Strauss & Co was established in 2008 by celebrated figures in South Africa’s art and business worlds, Mrs Elisabeth Bradley and Dr Conrad Strauss as well as art doyen, the late Stephan Welz, auction stalwarts Vanessa Phillips, Ann Palmer and Bina Genovese. With an average turnover per annum of over R193 million and an average sell-through rate of over 80% (unique in the current market), Strauss & Co has sold nine of the ten most expensive paintings ever auctioned in South Africa as well as holding numerous artists’ world records.

The Strauss & Co viewing takes place on Tuesday 25th September from 11am to 5pm at the in The Evelyn Wrench Room, Royal Over-Seas League, Over-Seas House, Park Place, St James's Street, London SW1A 1LR. Tel: +27 (0) 72 445 4717.

South African and European art from the Labia Family Trust will be included in Strauss & Co’s upcoming auction, in Cape Town, on Monday, 15 October 2018.

Count Natale (“Luccio”) Labia died at his Cape Town home in Wynberg, Hawthornden in November 2016, and his heirs are now offering for sale twenty-two artworks which once hung in that house. At least one of these paintings formed part of the celebrated art collection assembled by the Count’s maternal grandfather, the “Randlord” Sir Joseph Benjamin Robinson (1840-1929).

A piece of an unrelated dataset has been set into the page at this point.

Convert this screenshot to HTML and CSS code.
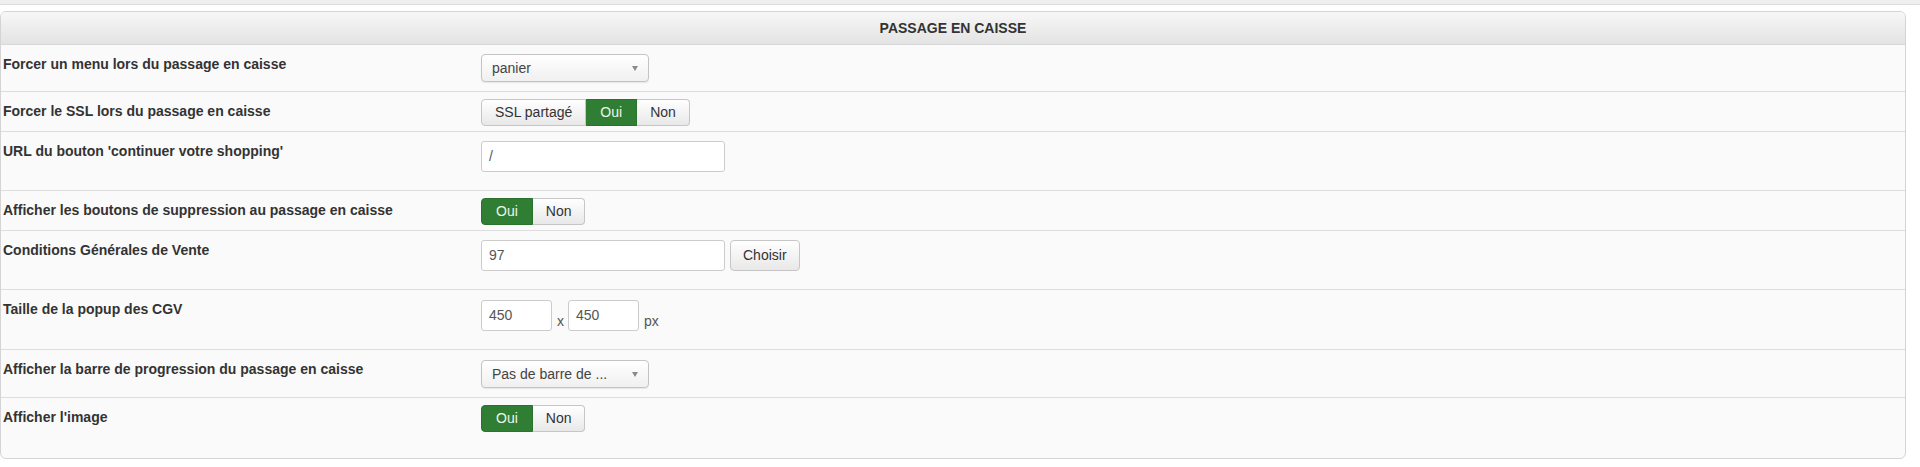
FILE: index.html
```html
<!DOCTYPE html>
<html lang="fr">
<head>
    <meta charset="UTF-8">
    <title>Passage en caisse</title>
    <link rel="stylesheet" href="styles.css">
</head>
<body>
    <div class="topbar"></div>
    <div class="panel">
        <div class="panel-head">PASSAGE EN CAISSE</div>

        <div class="row">
            <div class="key">Forcer un menu lors du passage en caisse</div>
            <div class="val"><div class="select">panier<span class="caret"></span></div></div>
        </div>

        <div class="row">
            <div class="key">Forcer le SSL lors du passage en caisse</div>
            <div class="val">
                <div class="btn-group">
                    <span class="btn">SSL partagé</span><span class="btn active">Oui</span><span class="btn">Non</span>
                </div>
            </div>
        </div>

        <div class="row">
            <div class="key">URL du bouton 'continuer votre shopping'</div>
            <div class="val"><div class="input wide">/</div></div>
        </div>

        <div class="row">
            <div class="key">Afficher les boutons de suppression au passage en caisse</div>
            <div class="val">
                <div class="btn-group">
                    <span class="btn active">Oui</span><span class="btn">Non</span>
                </div>
            </div>
        </div>

        <div class="row">
            <div class="key">Conditions Générales de Vente</div>
            <div class="val inline">
                <div class="input wide">97</div>
                <span class="btn solo">Choisir</span>
            </div>
        </div>

        <div class="row tall">
            <div class="key">Taille de la popup des CGV</div>
            <div class="val inline">
                <div class="input small">450</div>
                <span class="unit">x</span>
                <div class="input small">450</div>
                <span class="unit">px</span>
            </div>
        </div>

        <div class="row tall">
            <div class="key">Afficher la barre de progression du passage en caisse</div>
            <div class="val"><div class="select">Pas de barre de ...<span class="caret"></span></div></div>
        </div>

        <div class="row last">
            <div class="key">Afficher l'image</div>
            <div class="val">
                <div class="btn-group">
                    <span class="btn active">Oui</span><span class="btn">Non</span>
                </div>
            </div>
        </div>
    </div>
</body>
</html>
```

FILE: styles.css
```css
body {
    margin: 0;
    background: #ffffff;
    font-family: "Liberation Sans", Arial, sans-serif;
    font-size: 14px;
    color: #333333;
}
.topbar {
    height: 4px;
    background: #efefef;
    border-bottom: 1px solid #dcdcdc;
}
.panel {
    margin: 6px 14px 0 0;
    border: 1px solid #d4d4d4;
    border-radius: 6px;
    background: #fafafa;
    overflow: hidden;
}
.panel-head {
    height: 32px;
    line-height: 32px;
    text-align: center;
    font-weight: bold;
    font-size: 14px;
    color: #333333;
    background: linear-gradient(#f7f7f7, #e3e3e3);
    border-bottom: 1px solid #d8d8d8;
}
.row {
    display: grid;
    grid-template-columns: 480px 1fr;
    border-bottom: 1px solid #dddddd;
}
.row.last {
    border-bottom: none;
}
.key {
    padding: 10px 0 0 2px;
    font-weight: bold;
    line-height: 18px;
    color: #333333;
}
.val {
    padding: 8px 0 5px;
    display: flex;
    align-items: flex-start;
}
.row.tall .val {
    padding: 9px 0 5px;
}
.row.last .val {
    padding-bottom: 26px;
}
.select {
    position: relative;
    box-sizing: border-box;
    width: 168px;
    height: 28px;
    margin: 1px 0 4px;
    padding-left: 10px;
    line-height: 26px;
    color: #444444;
    border: 1px solid #c4c4c4;
    border-radius: 4px;
    background: linear-gradient(#ffffff, #f0f0f0);
    box-shadow: 0 1px 1px rgba(0, 0, 0, 0.08);
}
.caret {
    position: absolute;
    right: 10px;
    top: 11px;
    border-left: 3px solid transparent;
    border-right: 3px solid transparent;
    border-top: 5px solid #8a8a8a;
}
.btn-group {
    display: flex;
    margin-top: -1px;
}
.btn {
    box-sizing: border-box;
    height: 27px;
    padding: 0 13px;
    line-height: 25px;
    color: #333333;
    border: 1px solid #c6c6c6;
    background: linear-gradient(#ffffff, #e8e8e8);
}
.btn-group .btn + .btn {
    border-left: none;
}
.btn-group .btn:first-child {
    border-radius: 4px 0 0 4px;
}
.btn-group .btn:last-child {
    border-radius: 0 4px 4px 0;
}
.btn.active {
    background: #2f7e33;
    border-color: #2a722e;
    color: #eef5ee;
    padding: 0 14px;
}
.btn.solo {
    height: 31px;
    line-height: 29px;
    margin: 1px 0 0 5px;
    padding: 0 12px;
    border-radius: 4px;
}
.input {
    box-sizing: border-box;
    height: 31px;
    margin: 1px 0 13px;
    padding-left: 7px;
    line-height: 29px;
    color: #555555;
    background: #ffffff;
    border: 1px solid #cccccc;
    border-radius: 3px;
}
.input.wide {
    width: 244px;
}
.input.small {
    width: 71px;
}
.unit {
    margin: 13px 4px 0 5px;
    line-height: 18px;
    color: #555555;
}
```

Count Labia’s father – also named Natale – was an Italian who served with distinction in his country’s diplomatic service in South Africa. He was created a Count in 1924 and then, a year after his untimely death in 1936, a Prince. In 1921 he had married Ida, second daughter of J B Robinson. Count Luccio Labia bought art that reflected his own discerning taste, and a number of pictures from this collection will be sold by Strauss & Co in October.

The Labia family have been generous benefactors to the arts, and their name is familiar to Capetonians through, inter alia, the popular cinema complex of that name (which originated in a conversion of the ballroom of the former Italian embassy – now called Seafare House), and the Casa Labia Cultural Centre in Muizenberg (once the Labia family home). The opportunity now arises to acquire important artworks that formed part of this illustrious collection.